WHAT TO PRODUCE: Below are records; work out how many of their lines contain "html" and give only that number.

RECORDS SHOWN:

(begin)

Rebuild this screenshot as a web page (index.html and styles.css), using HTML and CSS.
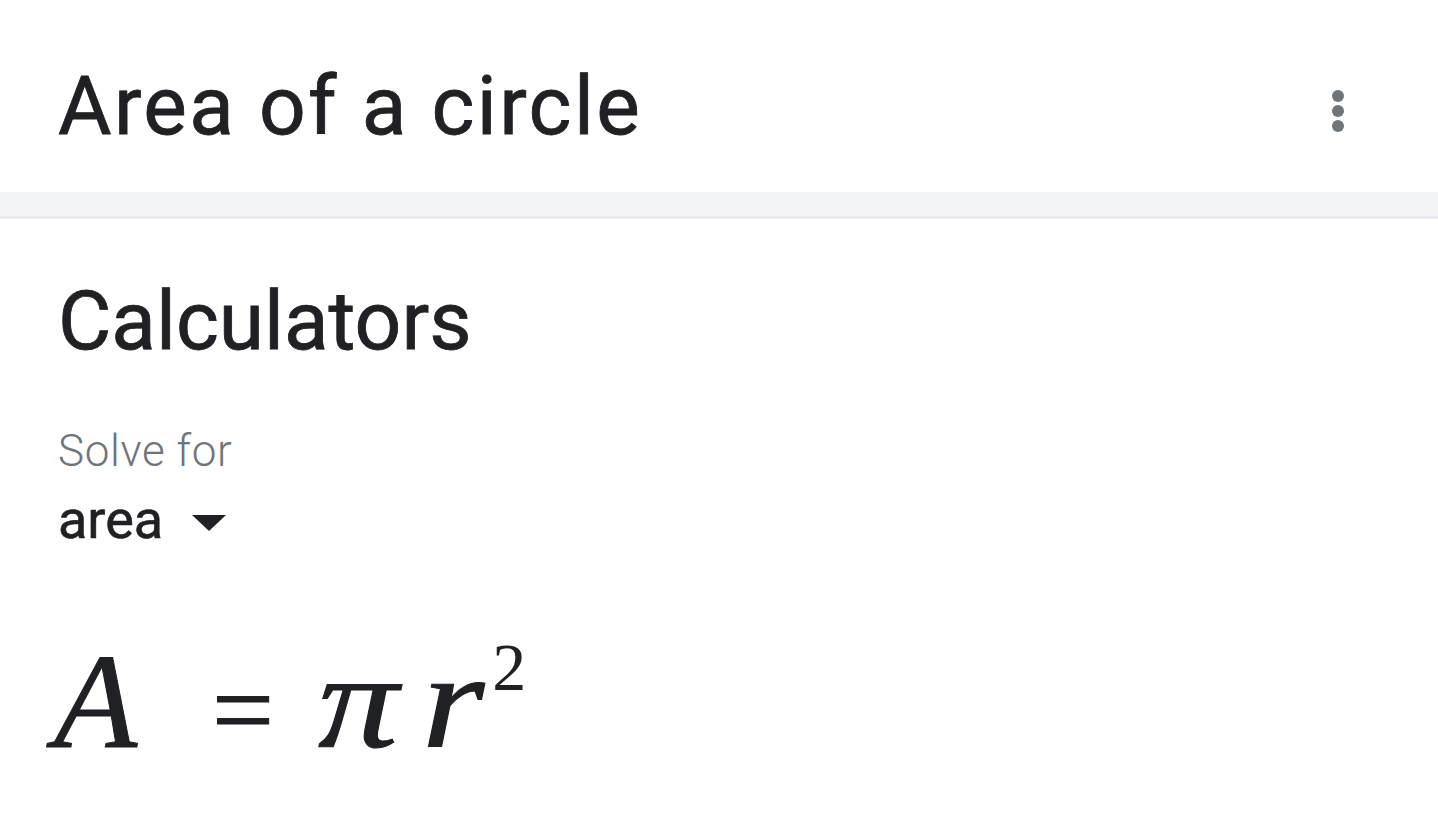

(end)
(begin)

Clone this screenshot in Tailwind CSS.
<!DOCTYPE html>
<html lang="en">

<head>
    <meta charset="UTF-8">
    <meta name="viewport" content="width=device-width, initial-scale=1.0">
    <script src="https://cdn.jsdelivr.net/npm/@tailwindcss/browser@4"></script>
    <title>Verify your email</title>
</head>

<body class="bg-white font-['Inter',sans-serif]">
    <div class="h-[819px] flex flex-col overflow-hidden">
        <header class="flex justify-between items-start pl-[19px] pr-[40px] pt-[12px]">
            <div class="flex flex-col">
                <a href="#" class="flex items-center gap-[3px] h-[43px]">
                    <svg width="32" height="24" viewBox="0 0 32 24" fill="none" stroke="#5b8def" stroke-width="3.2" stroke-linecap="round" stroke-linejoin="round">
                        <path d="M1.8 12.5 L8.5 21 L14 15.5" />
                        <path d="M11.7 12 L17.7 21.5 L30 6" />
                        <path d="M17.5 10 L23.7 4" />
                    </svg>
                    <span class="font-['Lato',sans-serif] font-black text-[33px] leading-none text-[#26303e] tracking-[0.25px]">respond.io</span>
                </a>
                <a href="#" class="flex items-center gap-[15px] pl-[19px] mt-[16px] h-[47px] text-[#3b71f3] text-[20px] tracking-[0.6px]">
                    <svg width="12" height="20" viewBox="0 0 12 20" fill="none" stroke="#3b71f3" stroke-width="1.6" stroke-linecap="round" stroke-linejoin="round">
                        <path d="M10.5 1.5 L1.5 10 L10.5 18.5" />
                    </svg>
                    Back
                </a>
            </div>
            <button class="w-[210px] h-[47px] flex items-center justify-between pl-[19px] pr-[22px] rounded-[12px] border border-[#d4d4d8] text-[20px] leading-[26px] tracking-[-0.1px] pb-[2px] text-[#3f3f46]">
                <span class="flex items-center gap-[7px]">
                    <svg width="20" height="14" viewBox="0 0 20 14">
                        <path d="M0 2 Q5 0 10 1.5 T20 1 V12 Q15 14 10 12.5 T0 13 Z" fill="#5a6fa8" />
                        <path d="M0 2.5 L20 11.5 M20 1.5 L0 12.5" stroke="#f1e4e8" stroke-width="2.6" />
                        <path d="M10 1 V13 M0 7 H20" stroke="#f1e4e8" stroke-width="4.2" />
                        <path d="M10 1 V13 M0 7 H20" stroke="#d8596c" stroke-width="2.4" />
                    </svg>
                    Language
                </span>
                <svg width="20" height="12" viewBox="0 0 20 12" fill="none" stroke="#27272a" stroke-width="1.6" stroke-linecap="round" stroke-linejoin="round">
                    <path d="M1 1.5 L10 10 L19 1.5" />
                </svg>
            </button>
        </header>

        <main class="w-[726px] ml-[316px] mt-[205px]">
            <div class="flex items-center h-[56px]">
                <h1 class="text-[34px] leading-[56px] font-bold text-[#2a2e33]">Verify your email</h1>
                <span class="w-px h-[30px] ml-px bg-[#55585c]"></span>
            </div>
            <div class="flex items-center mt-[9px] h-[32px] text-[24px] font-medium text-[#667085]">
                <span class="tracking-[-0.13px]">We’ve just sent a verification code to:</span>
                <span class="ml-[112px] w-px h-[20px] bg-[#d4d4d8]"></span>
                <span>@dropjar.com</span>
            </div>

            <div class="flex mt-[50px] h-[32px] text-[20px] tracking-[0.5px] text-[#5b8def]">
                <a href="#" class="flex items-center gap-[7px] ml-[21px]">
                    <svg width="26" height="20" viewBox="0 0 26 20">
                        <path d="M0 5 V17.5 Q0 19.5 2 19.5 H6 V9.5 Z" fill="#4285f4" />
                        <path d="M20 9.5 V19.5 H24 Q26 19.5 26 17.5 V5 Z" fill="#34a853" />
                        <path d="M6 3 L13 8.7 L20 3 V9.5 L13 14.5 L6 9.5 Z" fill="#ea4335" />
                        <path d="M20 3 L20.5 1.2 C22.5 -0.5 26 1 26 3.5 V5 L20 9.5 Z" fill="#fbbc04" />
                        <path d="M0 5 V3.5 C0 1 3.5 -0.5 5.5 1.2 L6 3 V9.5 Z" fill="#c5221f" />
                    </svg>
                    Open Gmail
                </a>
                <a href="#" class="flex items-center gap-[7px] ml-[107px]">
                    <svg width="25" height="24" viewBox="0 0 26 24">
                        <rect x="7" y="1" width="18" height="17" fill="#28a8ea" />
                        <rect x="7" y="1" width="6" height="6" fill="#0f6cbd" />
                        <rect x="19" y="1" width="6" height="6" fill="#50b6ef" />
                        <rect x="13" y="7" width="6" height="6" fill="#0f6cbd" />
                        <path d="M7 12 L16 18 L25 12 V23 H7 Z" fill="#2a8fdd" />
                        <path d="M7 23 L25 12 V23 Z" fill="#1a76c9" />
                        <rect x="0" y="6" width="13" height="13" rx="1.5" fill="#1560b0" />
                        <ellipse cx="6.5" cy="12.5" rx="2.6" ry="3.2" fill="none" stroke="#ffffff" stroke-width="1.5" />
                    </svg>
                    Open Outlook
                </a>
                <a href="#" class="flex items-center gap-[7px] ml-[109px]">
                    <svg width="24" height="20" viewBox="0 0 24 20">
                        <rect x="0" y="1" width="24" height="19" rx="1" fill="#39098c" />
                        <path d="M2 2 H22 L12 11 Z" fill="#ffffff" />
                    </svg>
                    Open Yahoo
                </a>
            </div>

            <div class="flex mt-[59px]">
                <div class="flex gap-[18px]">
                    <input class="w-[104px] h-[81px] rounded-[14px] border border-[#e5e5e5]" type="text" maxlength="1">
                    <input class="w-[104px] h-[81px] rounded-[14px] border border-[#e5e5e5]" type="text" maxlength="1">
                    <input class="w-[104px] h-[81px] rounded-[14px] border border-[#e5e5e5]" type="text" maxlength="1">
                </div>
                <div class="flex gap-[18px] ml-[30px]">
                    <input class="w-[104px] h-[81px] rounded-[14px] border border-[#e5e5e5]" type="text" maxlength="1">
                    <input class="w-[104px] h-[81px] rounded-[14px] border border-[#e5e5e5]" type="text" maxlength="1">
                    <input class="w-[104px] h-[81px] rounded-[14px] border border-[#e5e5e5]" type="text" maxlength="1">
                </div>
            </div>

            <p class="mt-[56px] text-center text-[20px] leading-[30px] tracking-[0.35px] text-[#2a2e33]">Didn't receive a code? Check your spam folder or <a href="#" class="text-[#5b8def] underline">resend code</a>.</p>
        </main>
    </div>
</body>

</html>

(end)

ANSWER TO THE TASK: 4